Election - 2008 - Presidential
On May 16, PLD candidate Leonel Fernandez won the presidency for a third term in an election described as generally free and fair by the Organization of American States, independent observers, and the government electoral board. Observers also described the 2006 congressional and municipal elections as generally free and fair.
Nearly six million voters were eligible to take part in the vote that would allow the Dominican president to seek immediate re-election for the first time since constitutional reforms approved in 2002. Fernandez promised that, if elected, he would continue a set of policies that have helped cut unemployment and expand social programs for many residents in the Caribbean nation. His main challenger was Miguel Vargas Maldonado, the owner of a construction company who criticized some of the president's policies, saying many Dominicans still do not have jobs and cannot afford rising prices for food and other essential goods. Five other candidates were competing in the race, which has been peaceful except for a clash that killed three people.

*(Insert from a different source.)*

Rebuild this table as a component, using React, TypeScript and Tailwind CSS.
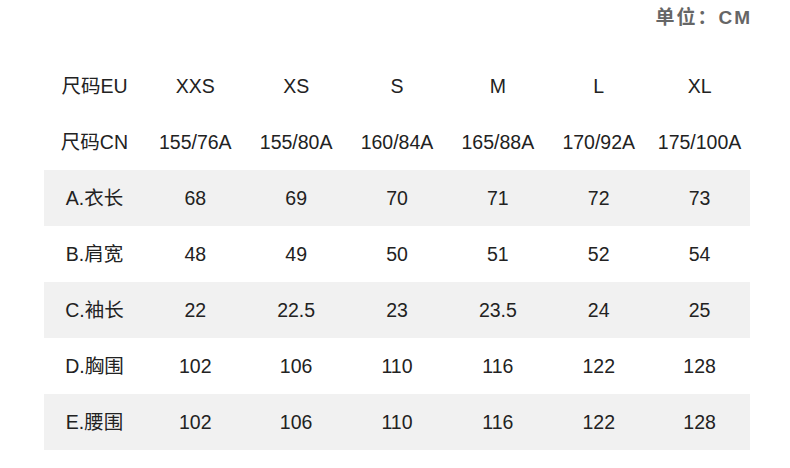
const sizes = ["XXS", "XS", "S", "M", "L", "XL"];

const rows: { label: string; values: string[]; shaded?: boolean }[] = [
  { label: "尺码CN", values: ["155/76A", "155/80A", "160/84A", "165/88A", "170/92A", "175/100A"] },
  { label: "A.衣长", values: ["68", "69", "70", "71", "72", "73"], shaded: true },
  { label: "B.肩宽", values: ["48", "49", "50", "51", "52", "54"] },
  { label: "C.袖长", values: ["22", "22.5", "23", "23.5", "24", "25"], shaded: true },
  { label: "D.胸围", values: ["102", "106", "110", "116", "122", "128"] },
  { label: "E.腰围", values: ["102", "106", "110", "116", "122", "128"], shaded: true },
];

function Row({ label, values, shaded }: { label: string; values: string[]; shaded?: boolean }) {
  return (
    <div
      className={`grid grid-cols-7 h-[56px] items-center text-center pt-px ${shaded ? "bg-[#f1f1f1]" : ""}`}
    >
      <span>{label}</span>
      {values.map((v, i) => (
        <span key={i}>{v}</span>
      ))}
    </div>
  );
}

export default function App() {
  return (
    <div
      className="w-[790px] h-[468px] bg-white pl-[44px] pr-[40px] text-[#222] text-[19.5px]"
      style={{ fontFamily: '"Liberation Sans", "Noto Sans CJK SC", sans-serif' }}
    >
      <div className="h-[37px] flex items-center justify-end text-[19px] font-bold text-[#666] tracking-[2px] -mr-[2px]">
        单位：CM
      </div>
      <div className="mt-[21px]">
        <Row label="尺码EU" values={sizes} />
        {rows.map((r) => (
          <Row key={r.label} {...r} />
        ))}
      </div>
    </div>
  );
}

Fernandez has built a strong reputation with his economic policies, including his response to a major banking crisis in 2003. He was seen as someone who has really brought the Dominican Republic out of a crisis. That dids not mean there is not still a lot of problems in Dominican Republic, it is a very poor society. But he was seen as the more credible option.
The president also was credited with strengthening the tourism-dependent economy and building ties with multilateral lending banks which have provided key support for recent development programs. The president's critics, however, condemn some of his spending priorities, including the construction of a subway system in Santo Domingo whose budget swelled to more than $700 million.